Writing reviews is time consuming and I actually find it quite difficult to do so, even for sets I am interested in. I would find it very hard and tedious reviewing those I'm not. Obviously we can (and do) have other reviewers but it can be hard to maintain the quality of narrative and photography that readers expect when we do so.
^^ I'd be interested to know which ones you think are too short and in what way they should be lengthened.
Finally, don't forget that anybody can write a review on any set they like which is then visible on the set details pages. Maybe a way to go some way to increase the number and diversity of reviews visible on the home page would be to publish a daily summary of new ones in the news feed.
^That's not a bad idea, Huw, to list a summary of the newest reviews available on the site. Most sets in the database have at least one user-provided review that should at least get people started in the right direction if they're looking for information or want some help making a purchase decision, etc.
Knowing that their review might get mentioned on the front page could encourage us on the sidelines to start adding more reviews, too. This is a double-edged sword, though: you might get a deluge of sophmoric contributions rather than a quantity of useful reviews. But it might be worth the risk if the major complaint about the site is the lack of total set reviews...
Consider it implemented... I'll restrict it to showing reviews from gold/silver/bronze-rated and trusted reviewers for now.
And here I am thinking your reviews are impressively informative - not too long, and definitely not too short.
Brickset Is Awesome - Thanks For Your Fantastic Efforts.
I found the reviews quite long and rarely have time to read them through. I'd like to hear more personal opinions. You could share a link to the database - then there wouldn't be needed to tell everything about price and piece count. I don't find it helpful if you write like five sentences about a standard battle droid.
Good work anyways :) this was just my view
English isn't my home language and that's why I don't always have enough patience to read long stories, haha.
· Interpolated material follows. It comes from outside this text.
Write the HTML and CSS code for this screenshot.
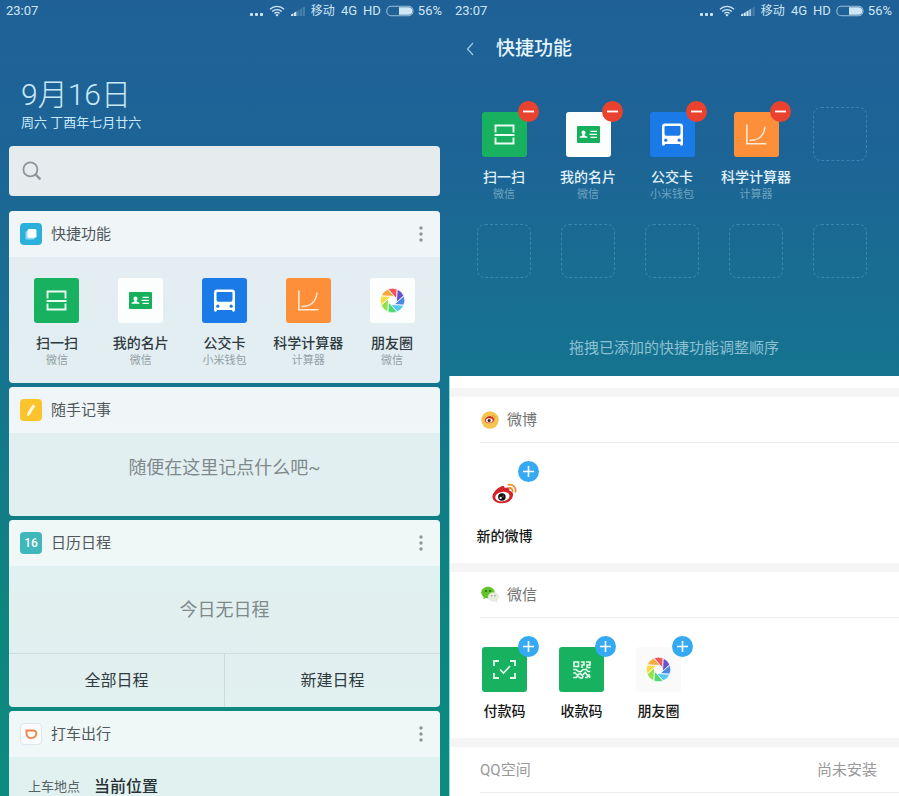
FILE: index.html
```html
<!DOCTYPE html>
<html lang="zh-CN">
<head>
<meta charset="utf-8">
<meta name="viewport" content="width=device-width, initial-scale=1">
<title>快捷功能</title>
<link rel="stylesheet" href="styles.css">
</head>
<body>
<svg class="sprite" aria-hidden="true">
  <symbol id="i-wifi" viewBox="0 0 16 12">
    <g fill="none" stroke="currentColor" stroke-width="1.4"><path d="M1 4.2a10 10 0 0 1 14 0"/><path d="M3.2 6.5a7 7 0 0 1 9.6 0"/><path d="M5.4 8.6a3.8 3.8 0 0 1 5.2 0"/></g><path d="M6.4 9.9a2.2 2.2 0 0 1 3.2 0L8 11.6z" fill="currentColor"/>
  </symbol>
  <symbol id="i-signal-low" viewBox="0 0 14 10">
    <g fill="currentColor"><path d="M0 10V8.6L2 7.6V10zM2.6 10V7.2l2.800-2V10z"/><path opacity=".22" d="M6 10V5.200l2.200-1.400V10zM8.800 10V3.600l2.200-1.500V10zM11.600 10V1.800L14 .3V10z"/></g>
  </symbol>
  <symbol id="i-signal-mid" viewBox="0 0 14 10">
    <g fill="currentColor"><path d="M0 10V8.6L2 7.6V10zM2.600 10V7.2l2.200-1.200V10zM5.400 10V5.6l2.200-1.400V10z"/><path opacity=".75" d="M8.200 10V4l2-1.400V10z"/><path opacity=".22" d="M11.400 10V2L13.600.5V10z"/></g>
  </symbol>
  <symbol id="i-battery" viewBox="0 0 28 12">
    <rect x=".8" y="1.3" width="26.2" height="9.4" rx="4.5" fill="none" stroke="currentColor" stroke-opacity=".7" stroke-width="1.1"/>
    <path d="M13 2.2h9.5a3.8 3.8 0 0 1 0 7.6H13z" fill="currentColor"/>
  </symbol>
  <symbol id="i-search" viewBox="0 0 20 20">
    <circle cx="8.4" cy="8.4" r="7" fill="none" stroke="#8c9599" stroke-width="1.8"/><path d="M13.4 13.4l5 5" stroke="#8c9599" stroke-width="2.2"/>
  </symbol>
  <symbol id="i-more" viewBox="0 0 6 18">
    <g fill="#8f9699"><circle cx="3" cy="3" r="1.7"/><circle cx="3" cy="9" r="1.7"/><circle cx="3" cy="15" r="1.7"/></g>
  </symbol>
  <symbol id="i-scan" viewBox="0 0 45 45">
    <path d="M13.5 20.500v-7h18v7M13.5 25.500v6h18v-6M12.5 23h20" fill="none" stroke="#e9fbf0" stroke-width="1.900"/>
  </symbol>
  <symbol id="i-card" viewBox="0 0 45 45">
    <rect x="11" y="14" width="23" height="17" rx="1" fill="#16b05c"/>
    <path d="M17.5 18.5c1.2 0 2 .9 2 2 0 .9-.4 1.7-.9 2.1v.8l2.4 1c.4.2.5.5.5 1.4h-8c0-.9.1-1.2.5-1.4l2.4-1v-.8c-.5-.4-.9-1.2-.9-2.1 0-1.1.8-2 2-2z" fill="#fff"/>
    <path d="M24.500 19.300H31M23.500 22.400H31M24.500 25.300H31" stroke="#fff" stroke-width="1.200"/>
  </symbol>
  <symbol id="i-bus" viewBox="0 0 45 45">
    <path fill="#fff" fill-rule="evenodd" d="M15 11.500h15a3 3 0 0 1 3 3V32c0 1.200-.5 1.700-1.500 1.700s-1.500-.5-1.500-1.700H15c0 1.200-.5 1.700-1.500 1.700S12 33.200 12 32V14.500a3 3 0 0 1 3-3zM15.700 14c-.8 0-1.200.4-1.200 1.200V21c0 2 .8 2.800 2.800 2.800h10.400c2 0 2.800-.8 2.800-2.800v-5.800c0-.8-.4-1.200-1.200-1.200z"/>
    <circle cx="15.800" cy="28.200" r="1.600" fill="#1a7be8"/><circle cx="29.200" cy="28.200" r="1.600" fill="#1a7be8"/>
  </symbol>
  <symbol id="i-chart" viewBox="0 0 45 45">
    <path d="M12.800 12.500v19.200H32.500" fill="none" stroke="#ffe9d6" stroke-width="1.600"/><path d="M15.500 28.500C24 28.500 30 24 31 14.500" fill="none" stroke="#ffe9d6" stroke-width="1.500"/>
  </symbol>
  <symbol id="i-moments" viewBox="-22.500 -22.500 45 45">
    <g stroke="#fff" stroke-width=".7">
      <path fill="#f2545c" d="M-4.600-11.400A12.300 12.300 0 0 1 4.600-11.400L4.200-1.700 1.700-4.200z"/>
      <path fill="#6b50cc" transform="rotate(45)" d="M-4.600-11.400A12.300 12.300 0 0 1 4.600-11.400L4.200-1.700 1.700-4.200z"/>
      <path fill="#4a8ae6" transform="rotate(90)" d="M-4.600-11.400A12.300 12.300 0 0 1 4.600-11.400L4.200-1.700 1.700-4.200z"/>
      <path fill="#56c8f0" transform="rotate(135)" d="M-4.600-11.400A12.300 12.300 0 0 1 4.600-11.400L4.200-1.700 1.700-4.200z"/>
      <path fill="#4fd873" transform="rotate(180)" d="M-4.600-11.400A12.300 12.300 0 0 1 4.600-11.400L4.200-1.700 1.700-4.200z"/>
      <path fill="#92e04c" transform="rotate(225)" d="M-4.600-11.400A12.300 12.300 0 0 1 4.600-11.400L4.200-1.700 1.700-4.200z"/>
      <path fill="#f6dc48" transform="rotate(270)" d="M-4.600-11.400A12.300 12.300 0 0 1 4.600-11.400L4.200-1.700 1.700-4.200z"/>
      <path fill="#f9a83e" transform="rotate(315)" d="M-4.600-11.400A12.300 12.300 0 0 1 4.600-11.400L4.200-1.700 1.700-4.200z"/>
    </g>
  </symbol>
  <symbol id="i-pay" viewBox="0 0 45 45">
    <path d="M17 14h-5v5M28 14h5v5M17 31h-5v-5M28 31h5v-5" fill="none" stroke="#e6fbee" stroke-width="1.800"/><path d="M18 22.500l3.500 3.500 6.500-7" fill="none" stroke="#e6fbee" stroke-width="1.600"/>
  </symbol>
  <symbol id="i-qr" viewBox="0 0 45 45">
    <g fill="none" stroke="#e6fbee" stroke-width="1.600">
      <rect x="15" y="15" width="4.500" height="4.500"/>
      <path d="M22 15h3v3h-2v3M27 15h4v3h-3v2.500h3.500M14.200 22.500h3l2 2h3l2-2h3l2 2h2M14.200 26h2l2 2 3-1.500 2 2 3-3 2 2.500h3M14.200 30.500h3l1.500-1.500 2.500 2h2l1-2M26 30.500h2l1-1.500 2.500 1.500"/>
    </g>
  </symbol>
  <symbol id="i-weibo" viewBox="0 0 24 20">
    <path fill="#d2232a" d="M8.800 3.200c2-.9 3.600-.5 3.300 1.600 2.700-1.100 5.200-.8 4.500 1.800-.1.600 0 .7.700 1 2.200.7 3.200 2 2.800 4.400C19.500 16.400 15.500 19.400 10 19.400S.4 16.800.4 13c0-3.600 4.700-8.600 8.400-9.800z"/>
    <ellipse cx="10" cy="13" rx="6.900" ry="4.600" transform="rotate(-8 10 13)" fill="#fff"/>
    <circle cx="9.500" cy="13.300" r="3.600" fill="#111"/><circle cx="8.300" cy="14.200" r="1.100" fill="#fff"/><circle cx="10.600" cy="12.400" r=".5" fill="#fff"/>
    <path d="M16.200 4.700c2.300-.3 3.900 1.300 3.500 3.600M15.700 1.600c4.300-.8 7.700 2.500 6.800 6.900" fill="none" stroke="#e88a2e" stroke-width="1.600" stroke-linecap="round"/>
  </symbol>
  <symbol id="i-weibo-round" viewBox="0 0 18 18">
    <circle cx="9" cy="9" r="8.700" fill="#f5c34f"/>
    <path fill="#cf3328" d="M8.300 5.100c1.200-.4 1.900 0 1.700.9 1.500-.5 2.500-.1 2.200 1 1.200.5 1.400 1.600.9 2.600-.8 1.700-2.800 2.700-5 2.600-2.600-.1-4.400-1.500-4.200-3.300.2-1.600 2.500-3.300 4.400-3.800z"/>
    <ellipse cx="8.300" cy="9.400" rx="3.300" ry="2.100" fill="#fff"/><circle cx="8.200" cy="9.400" r="1.500" fill="#4a1414"/>
    <path d="M11.500 4.700c1.800-.2 2.900 1.100 2.500 2.700" fill="none" stroke="#e8892e" stroke-width=".9"/>
  </symbol>
  <symbol id="i-wechat" viewBox="0 0 18 18">
    <path fill="#62c229" d="M7 .8c3.700 0 6.700 2.500 6.700 5.700S10.700 12.200 7 12.200c-.8 0-1.500-.1-2.200-.3L2.300 13.200l.5-2.300C1.200 9.800.2 8.300.2 6.500.2 3.300 3.300.8 7 .8z"/>
    <circle cx="4.900" cy="5" r=".9" fill="#245c10"/><circle cx="9" cy="5" r=".9" fill="#245c10"/>
    <path fill="#e9ece3" stroke="#d6dccd" stroke-width=".4" d="M12.400 6.400c3 0 5.300 1.900 5.300 4.400 0 1.400-.8 2.600-2 3.400l.4 1.700-1.900-.9c-.6.200-1.200.2-1.800.2-3 0-5.300-1.900-5.300-4.400s2.300-4.400 5.300-4.400z"/>
    <circle cx="10.700" cy="9.800" r=".7" fill="#7d8a72"/><circle cx="14" cy="9.800" r=".7" fill="#7d8a72"/>
  </symbol>
  <symbol id="i-minus" viewBox="0 0 21 21"><path d="M5 10.500h11" stroke="#fff" stroke-width="1.800"/></symbol>
  <symbol id="i-plus" viewBox="0 0 21 21"><path d="M5 10.500h11M10.500 5v11" stroke="#fff" stroke-width="1.600"/></symbol>
</svg>

<main class="screens">
  <section class="screen home">
    <div class="status">
      <span class="clock">23:07</span>
      <span class="dots"><i></i><i></i><i></i></span>
      <svg class="wifi"><use href="#i-wifi"/></svg>
      <svg class="signal"><use href="#i-signal-low"/></svg>
      <span class="carrier">移动</span><span class="net">4G</span><span class="hd">HD</span>
      <svg class="battery"><use href="#i-battery"/></svg>
      <span>56%</span>
    </div>
    <header class="today">
      <h1>9月16日</h1>
      <p>周六 丁酉年七月廿六</p>
    </header>
    <label class="search">
      <svg><use href="#i-search"/></svg>
      <input type="search" aria-label="搜索">
    </label>

    <article class="card">
      <header class="card-head">
        <svg class="app-icon" viewBox="0 0 22 22"><rect width="22" height="22" rx="4" fill="#2bb0dc"/><rect x="5.500" y="8" width="9" height="8.500" rx="1.500" fill="#8fdcf3"/><rect x="7.500" y="6" width="9" height="8.800" rx="1.500" fill="#fff"/></svg>
        <h2>快捷功能</h2>
        <button class="more" aria-label="更多"><svg><use href="#i-more"/></svg></button>
      </header>
      <div class="shortcuts">
        <a class="shortcut" href="#"><svg class="tile green"><use href="#i-scan"/></svg><b>扫一扫</b><small>微信</small></a>
        <a class="shortcut" href="#"><svg class="tile white"><use href="#i-card"/></svg><b>我的名片</b><small>微信</small></a>
        <a class="shortcut" href="#"><svg class="tile blue"><use href="#i-bus"/></svg><b>公交卡</b><small>小米钱包</small></a>
        <a class="shortcut" href="#"><svg class="tile orange"><use href="#i-chart"/></svg><b>科学计算器</b><small>计算器</small></a>
        <a class="shortcut" href="#"><svg class="tile white"><use href="#i-moments"/></svg><b>朋友圈</b><small>微信</small></a>
      </div>
    </article>

    <article class="card">
      <header class="card-head">
        <svg class="app-icon" viewBox="0 0 22 22"><rect width="22" height="22" rx="4" fill="#fcc42c"/><path d="M12.600 5.600l2.600 1.300-5.200 8.600-2.700 1.900.1-3.300z" fill="#fffbe8"/></svg>
        <h2>随手记事</h2>
      </header>
      <p class="empty note">随便在这里记点什么吧~</p>
    </article>

    <article class="card">
      <header class="card-head">
        <span class="app-icon day">16</span>
        <h2>日历日程</h2>
        <button class="more" aria-label="更多"><svg><use href="#i-more"/></svg></button>
      </header>
      <p class="empty agenda">今日无日程</p>
      <div class="actions">
        <button>全部日程</button>
        <button>新建日程</button>
      </div>
    </article>

    <article class="card">
      <header class="card-head">
        <svg class="app-icon" viewBox="0 0 22 22"><rect x=".5" y=".5" width="21" height="21" rx="3.500" fill="#fafbfc" stroke="#dde5ee"/><path d="M6.500 7.500h6.500c2.500 0 3.500 1.200 3.300 3-.3 2.800-2.300 4.600-5 4.600s-4.600-1.700-4.800-4.600z" fill="none" stroke="#ee8545" stroke-width="1.900"/></svg>
        <h2>打车出行</h2>
        <button class="more" aria-label="更多"><svg><use href="#i-more"/></svg></button>
      </header>
      <div class="ride"><span>上车地点</span><strong>当前位置</strong></div>
    </article>
  </section>

  <section class="screen editor">
    <div class="status">
      <span class="clock">23:07</span>
      <span class="dots"><i></i><i></i><i></i></span>
      <svg class="wifi"><use href="#i-wifi"/></svg>
      <svg class="signal"><use href="#i-signal-mid"/></svg>
      <span class="carrier">移动</span><span class="net">4G</span><span class="hd">HD</span>
      <svg class="battery"><use href="#i-battery"/></svg>
      <span>56%</span>
    </div>
    <header class="title-bar">
      <button class="back" aria-label="返回"><svg viewBox="0 0 8 14"><path d="M7 1L1.500 7 7 13" fill="none" stroke="#9cc8e0" stroke-width="1.300"/></svg></button>
      <h1>快捷功能</h1>
    </header>
    <div class="slots">
      <div class="slot"><span class="holder"><svg class="tile green"><use href="#i-scan"/></svg><button class="badge remove" aria-label="移除"><svg><use href="#i-minus"/></svg></button></span><b>扫一扫</b><small>微信</small></div>
      <div class="slot"><span class="holder"><svg class="tile white"><use href="#i-card"/></svg><button class="badge remove" aria-label="移除"><svg><use href="#i-minus"/></svg></button></span><b>我的名片</b><small>微信</small></div>
      <div class="slot"><span class="holder"><svg class="tile blue"><use href="#i-bus"/></svg><button class="badge remove" aria-label="移除"><svg><use href="#i-minus"/></svg></button></span><b>公交卡</b><small>小米钱包</small></div>
      <div class="slot"><span class="holder"><svg class="tile orange"><use href="#i-chart"/></svg><button class="badge remove" aria-label="移除"><svg><use href="#i-minus"/></svg></button></span><b>科学计算器</b><small>计算器</small></div>
      <div class="vacant"></div>
      <div class="vacant"></div>
      <div class="vacant"></div>
      <div class="vacant"></div>
      <div class="vacant"></div>
      <div class="vacant"></div>
    </div>
    <p class="hint">拖拽已添加的快捷功能调整顺序</p>

    <div class="sheet">
      <section class="group">
        <header class="group-head"><svg><use href="#i-weibo-round"/></svg><h2>微博</h2></header>
        <div class="options">
          <div class="option"><span class="holder"><svg class="tile"><use href="#i-weibo" x="10" y="11" width="25" height="21"/></svg><button class="badge add" aria-label="添加"><svg><use href="#i-plus"/></svg></button></span><b>新的微博</b></div>
        </div>
      </section>
      <section class="group">
        <header class="group-head"><svg><use href="#i-wechat"/></svg><h2>微信</h2></header>
        <div class="options">
          <div class="option"><span class="holder"><svg class="tile green"><use href="#i-pay"/></svg><button class="badge add" aria-label="添加"><svg><use href="#i-plus"/></svg></button></span><b>付款码</b></div>
          <div class="option"><span class="holder"><svg class="tile green"><use href="#i-qr"/></svg><button class="badge add" aria-label="添加"><svg><use href="#i-plus"/></svg></button></span><b>收款码</b></div>
          <div class="option"><span class="holder"><svg class="tile pale"><use href="#i-moments"/></svg><button class="badge add" aria-label="添加"><svg><use href="#i-plus"/></svg></button></span><b>朋友圈</b></div>
        </div>
      </section>
      <section class="group">
        <header class="group-head missing"><h2>QQ空间</h2><span>尚未安装</span></header>
      </section>
    </div>
  </section>
</main>
</body>
</html>
```

FILE: styles.css
```css
* { box-sizing: border-box; }

body, h1, h2, p { margin: 0; }

body {
  font-family: Roboto, "Noto Sans CJK SC", sans-serif;
  font-size: 14px;
  line-height: 20px;
  color: #2f3a3e;
}

h1, h2, b, small, strong { font-weight: 400; }
button { padding: 0; border: 0; background: none; font: inherit; color: inherit; cursor: pointer; }
a { color: inherit; text-decoration: none; }
svg { display: block; }
.sprite { position: absolute; width: 0; height: 0; }

.screens {
  display: grid;
  grid-template-columns: 449fr 450fr;
  height: 100vh;
  overflow: hidden;
}

.screen {
  min-width: 0;
  overflow: hidden;
  background: linear-gradient(#1f6197 0, #1d6496 150px, #15748f 376px, #0e847f 600px, #0c8c80 100%);
}

/* Status bar */
.status {
  display: flex;
  align-items: center;
  height: 22px;
  padding: 0 7px 0 6px;
  font-size: 13px;
  color: #cfe6f5;
}
.clock { margin-right: auto; }
.dots { display: flex; gap: 2px; margin: 6px 6px 0 0; }
.dots i { width: 3px; height: 3px; background: currentColor; border-radius: 1px; }
.wifi { width: 16px; height: 12px; margin-right: 6px; }
.signal { width: 14px; height: 10px; margin-right: 6px; }
.carrier { margin-right: 6px; font-size: 12px; }
.net { margin-right: 6px; }
.hd { margin-right: 5px; }
.battery { width: 28px; height: 12px; margin-right: 4px; }

/* Home screen */
.today { padding: 55px 21px 13px; color: #c9e8f8; }
.today h1 { font-size: 30px; line-height: 36px; font-weight: 300; }
.today p { font-size: 13px; line-height: 20px; }

.search {
  display: flex;
  align-items: center;
  height: 50px;
  margin: 0 9px 15px;
  padding: 0 13px;
  gap: 10px;
  border-radius: 4px;
  background: #e6ebee;
}
.search svg { width: 20px; height: 20px; }
.search input { flex: 1; min-width: 0; border: 0; outline: 0; background: none; font: inherit; }

.card {
  margin: 0 9px 4px;
  overflow: hidden;
  border-radius: 4px;
  background: rgba(255, 255, 255, .88);
}
.card-head {
  display: flex;
  align-items: center;
  gap: 9px;
  height: 46px;
  padding: 0 7px 0 11px;
  background: rgba(255, 255, 255, .48);
}
.card-head h2 { flex: 1; font-size: 15px; color: #50585c; }
.app-icon { width: 22px; height: 22px; }
.day {
  border-radius: 4px;
  background: #40b7ba;
  color: #fff;
  font-size: 12px;
  font-weight: 500;
  line-height: 22px;
  text-align: center;
}
.more { display: grid; place-items: center; width: 24px; height: 32px; }
.more svg { width: 6px; height: 18px; }

.shortcuts {
  display: grid;
  grid-template-columns: repeat(5, 1fr);
  padding: 21px 6px 14px;
}
.shortcut, .slot, .option {
  display: flex;
  flex-direction: column;
  align-items: center;
  white-space: nowrap;
}
.shortcut b, .slot b, .option b { font-size: 14px; font-weight: 500; line-height: 20px; }
.shortcut small, .slot small { font-size: 11px; line-height: 16px; }
.shortcut b { margin-top: 10px; }
.shortcut small { color: #92a0a5; }

.tile { width: 45px; height: 45px; border-radius: 3px; }
.green { background: #18b15f; }
.white { background: #fcfdfd; }
.blue { background: #1a7be8; }
.orange { background: #fd8f3b; }
.pale { background: #fafafa; }

.empty { font-size: 18px; text-align: center; color: #7f898c; }
.note { padding: 21px 0 34px; line-height: 28px; }
.agenda { padding: 30px 0 29px; line-height: 28px; }

.actions { display: flex; border-top: 1px solid #cfdcde; }
.actions button { flex: 1; height: 53px; font-size: 16px; }
.actions button + button { border-left: 1px solid #cfdcde; }

.ride { display: flex; align-items: center; gap: 14px; padding: 16px 19px; line-height: 28px; }
.ride span { font-size: 13px; color: #566165; }
.ride strong { font-size: 16px; font-weight: 500; color: #263034; }

/* Shortcut editor */
.editor { display: flex; flex-direction: column; }
.editor > * { flex-shrink: 0; }
.title-bar { display: flex; align-items: center; height: 54px; padding-left: 9px; color: #e4f4fc; }
.title-bar h1 { font-size: 19px; font-weight: 500; }
.back { display: grid; place-items: center; width: 24px; height: 32px; margin-right: 14px; }
.back svg { width: 8px; height: 14px; }

.slots {
  display: grid;
  grid-template-columns: repeat(5, 1fr);
  row-gap: 21px;
  padding: 31px 17px 0 13px;
}
.holder { position: relative; }
.slot .holder { margin: 5px 0 10px; }
.slot b { color: #e0f1fa; }
.slot small { color: #6ea3bf; }
.vacant {
  justify-self: center;
  width: 54px;
  height: 54px;
  border: 1px dashed rgba(120, 190, 220, .35);
  border-radius: 8px;
}
.badge {
  position: absolute;
  top: -11px;
  right: -12px;
  width: 21px;
  height: 21px;
  border-radius: 50%;
}
.badge svg { width: 21px; height: 21px; }
.remove { background: #e9432f; }
.add { background: #35aaf2; }

.hint {
  padding: 60px 0 18px;
  font-size: 15px;
  line-height: 20px;
  text-align: center;
  color: #8cc0d2;
}

.sheet {
  flex: 1 0 auto;
  padding-top: 12px;
  border-left: 1px solid #8fdde2;
  background: #fff;
}
.group { border-top: 9px solid #f5f5f5; }
.group-head {
  display: flex;
  align-items: center;
  gap: 8px;
  height: 46px;
  margin-left: 30px;
  padding: 0 22px 0 1px;
  border-bottom: 1px solid #ededed;
  font-size: 15px;
  color: #737373;
}
.group-head h2 { font-size: 15px; }
.group-head svg { width: 18px; height: 18px; }
.missing { justify-content: space-between; padding-left: 0; color: #999; }
.options {
  display: grid;
  grid-template-columns: repeat(auto-fill, 77px);
  padding: 29px 16px 17px;
}
.option b { margin-top: 9px; color: #161616; }
```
I'm one of the responders who wanted more reviews and long-form articles (and due to a technical glitch I may have accidentally asked for it twice!).
I think you could maybe even hand-pick well written user reviews of recent sets (less than three months old) to be formatted and placed in the news feed alongside regular Brickset goings-on.
Thinking back on my response to the survey, maybe one of the reasons that compelled me to ask for more content was those times where the Brickset news feed would have nothing new to read for a few days, which really annoyed me. Say you sit down to breakfast and you want to check out what's new in Lego land while you mung on a muffin, but the top of the feed still has a story about leaked set images from three days ago, and the images were removed at the request of The Lego Group.
Yet we come to this week, and I count nearly 10 new posts in the last day-and-a-bit and I haven't had a chance to read them all yet; breakfast for today will be great! Pumping out the timely stuff like the Doctor Who review and fresh news is awesome. But sometimes you need filler for the slow news days to appease those of us who might be addicted and habitual Brickset refresh button hitters :)
Getting the balance right between too much news and not enough is tricky.
Some sites fill the slow days with articles of little interest to most. Personally I think it better to post nothing rather than a load of drivel.
Maybe introduce a reviewer system where people who want to be front-page reviewers get in touch, then write a certain amount of reviews judged by the moderators and Huw, and then go ahead and write reviews for Brickset if quality and content is good. Kind of like applying for a reviewer's job, or like the Reviewer's Academy on Eurobricks.
@ Huw - You hit the nail on the head. I think it would be better for you to post nothing than drivel. On Sundays, I am desperate for news, but it appears you all take at least one day a week off! I would rather be looking forward to news, than disappointed in it's quality.
Agreed. Better to post no news than to post junk news.
Here's an idea - as you are implementing this crowd-sourced user reviews on the home page feature, it would be great to be able to identify which Themes are of interest. This could be a setting in the user profile. Say, for example, I'm only interested in reading reviews on Ideas, Star Wars, and Batman sets - I could choose only those and only those reviews would appear in my newsfeed. It's almost like taking the Flipboard model of custom newsfeeds and applying it to LEGO reviews.
I also agree that only reviews for sets that are currently available and have been published in the last X months is a good way to prevent old reviews from cluttering the home page.